Furthermore, even though Asian households have the highest median income in America, that fails to distinguish between different ethnic groups with different histories. When divided up by ethnicity, the majority of economic and academic success is concentrated in Chinese, Japanese, Korean, and Indian Americans. Cambodians (14.6%), Hmong (16%), Laotians (13%), and to a lesser extent, Vietnamese (26.1%), have college graduation rates lower than the US national average (28%). Additionally, one in five Hmong and Bangladeshi people live in poverty.
These are the Asians most likely to be hurt by SCA5. (Not the vast majority of Asians who are protesting on Facebook.)
There are no easy answers. There are limited spots. But sometimes, people in privilege have to give up some of theirs in order to allow other people a seat at the table. That is the burden and responsibility of being in a “majority” or in a seat of privilege. And in this case, I would consider Asians to be in the majority since they occupy a huge portion of spots at the UCs and CSUs.
Remember, Asians benefited greatly from the advocacy and rights of blacks and Latinos. We benefit from their fights for racial equality yet rarely do anything to help out their causes when we could. We Asians think that we achieved all our successes by ourselves when we wouldn’t even be in the conversation if it were not for blacks demanding their civil rights. We can’t have our cake and eat it too.
How hypocritical for Asians to demand opportunities in situations where we clearly benefit but not offer others that same opportunity where we would NOT benefit? Where would we be in other areas (bamboo and glass ceilings) if many whites did not give up some of THEIR privilege? Where would we be if blacks and Latinos had not fought for equal opportunities in employment, housing, and education?
Though much of our personal successes are due to our hard work, how much of that would have mattered if our rights were not secure in the first place? We Asians forget that we stand on top of the backs of our black and Latino friends as they paved the way and fought for our right to be here.
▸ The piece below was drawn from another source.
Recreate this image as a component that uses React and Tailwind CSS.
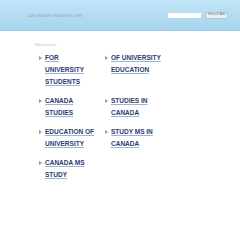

What good does it do us if we succeed at the expense of blacks and Latinos? Who will come to our aid when we need it? (And believe me, we will need it.)
We are too afraid and pinning too much of our hopes and dreams on getting into certain schools. The truth is, there are so many opportunities out there. It SEEMS like a zero sum game where there is one pie and fuck it we’re losing some of our slice to blacks and Latinos. But in reality, our kids who would succeed at UCs and CSUs would succeed in many different schools. They will be fine. There are SO MANY pies. (Mmmm… pies…) UCs and CSUs are NOT the only game in town. There are many ways to succeed.
We do not need to fear.
Ultimately, is SCA5 fair? I don’t think so. But until I see Asians rallying with equal fervency against the unfairness of impoverished schools, the many Latino and black kids in underperforming school districts, living in areas of violence, drugs, broken families, and hardship, which, unsurprisingly, leads to it being much more difficult to do well in school (especially if you may be the first kid in your family to go to college), I am going to vote Yes on SCA5.
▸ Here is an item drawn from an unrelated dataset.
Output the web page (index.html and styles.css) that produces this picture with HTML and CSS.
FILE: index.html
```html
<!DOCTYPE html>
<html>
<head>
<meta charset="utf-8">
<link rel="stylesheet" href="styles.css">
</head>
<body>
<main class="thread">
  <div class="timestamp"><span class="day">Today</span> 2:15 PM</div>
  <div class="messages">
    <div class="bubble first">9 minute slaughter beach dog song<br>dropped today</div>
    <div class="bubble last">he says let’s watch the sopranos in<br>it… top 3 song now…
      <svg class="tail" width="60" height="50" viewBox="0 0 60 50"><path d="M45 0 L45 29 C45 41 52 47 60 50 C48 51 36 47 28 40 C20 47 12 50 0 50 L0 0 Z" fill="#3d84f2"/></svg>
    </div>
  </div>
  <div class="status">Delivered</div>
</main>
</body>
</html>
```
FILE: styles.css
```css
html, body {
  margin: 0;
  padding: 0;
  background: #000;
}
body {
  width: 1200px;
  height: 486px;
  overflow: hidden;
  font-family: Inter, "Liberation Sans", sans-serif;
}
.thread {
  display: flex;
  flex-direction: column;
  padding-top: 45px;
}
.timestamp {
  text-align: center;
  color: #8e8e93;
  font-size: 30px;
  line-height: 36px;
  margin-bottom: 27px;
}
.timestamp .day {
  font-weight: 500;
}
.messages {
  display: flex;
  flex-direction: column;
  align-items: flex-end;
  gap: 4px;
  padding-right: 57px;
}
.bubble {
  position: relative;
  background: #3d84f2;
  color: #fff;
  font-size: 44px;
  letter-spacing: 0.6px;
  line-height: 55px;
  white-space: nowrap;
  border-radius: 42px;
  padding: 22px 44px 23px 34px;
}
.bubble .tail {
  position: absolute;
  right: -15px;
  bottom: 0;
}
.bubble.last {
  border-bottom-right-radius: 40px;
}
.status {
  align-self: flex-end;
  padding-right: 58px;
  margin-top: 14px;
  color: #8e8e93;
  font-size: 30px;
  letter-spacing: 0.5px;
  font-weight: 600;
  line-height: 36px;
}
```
NY Times: Asian Americans in the Argument
14 Important Statistics on Asian Americans
Reflections on the Rise of Asian Americans or Don’t Believe the Hype
Intelligence Squared Affirmative Action Debate (Hat Tip: Andrea Lee)
Myths and Realities of Affirmative Action for College Bound Students
Minorities and Whites Follow Unequal College Paths
Help the latino and black, I agree, but not at the expense of punishing other people unfairly like this. Allow race and gender been considered in public education is a huge step back, today is education, what is tomorrow? Job? Investment? Being President?
If we want to help people, there’re plenty of ways, do not use a racism way. I’m sure Nazi made the reason to kill the Jews very persuasive, but wrong is wrong.
Latino and black people’s efforts helped Asian, true; but Asian also helped them in some way, i.e. Asian people have a higher median income therefore more tax goes to the low-income people, isn’t that count?
Thanks for taking the time to comment, Bingfa. Several thoughts on your comment:
1) I can see how it can seem as if Asians (and to a lesser extent, whites – although I don’t hear any weeping for all those poor, disenfranchised white people) are being punished. And for the hard-working Asian kid who might otherwise have gotten into a UC or CSU, it most certainly feels like that!
However, I would ask you to consider why a smart kid who does not have access to tutoring, AP classes, and many advantages that come from money and culture, why should they be “punished” for being born into a class or parents who could not help them? They certainly are also hardworking – and perhaps even moreso.
But this is not a contest to see who works harder or is more “punished.” Neither kid controls what race, class, or opportunities to which they are born.
2) I am not sure how allowing race and gender into investments (in terms of the stock market) is possible.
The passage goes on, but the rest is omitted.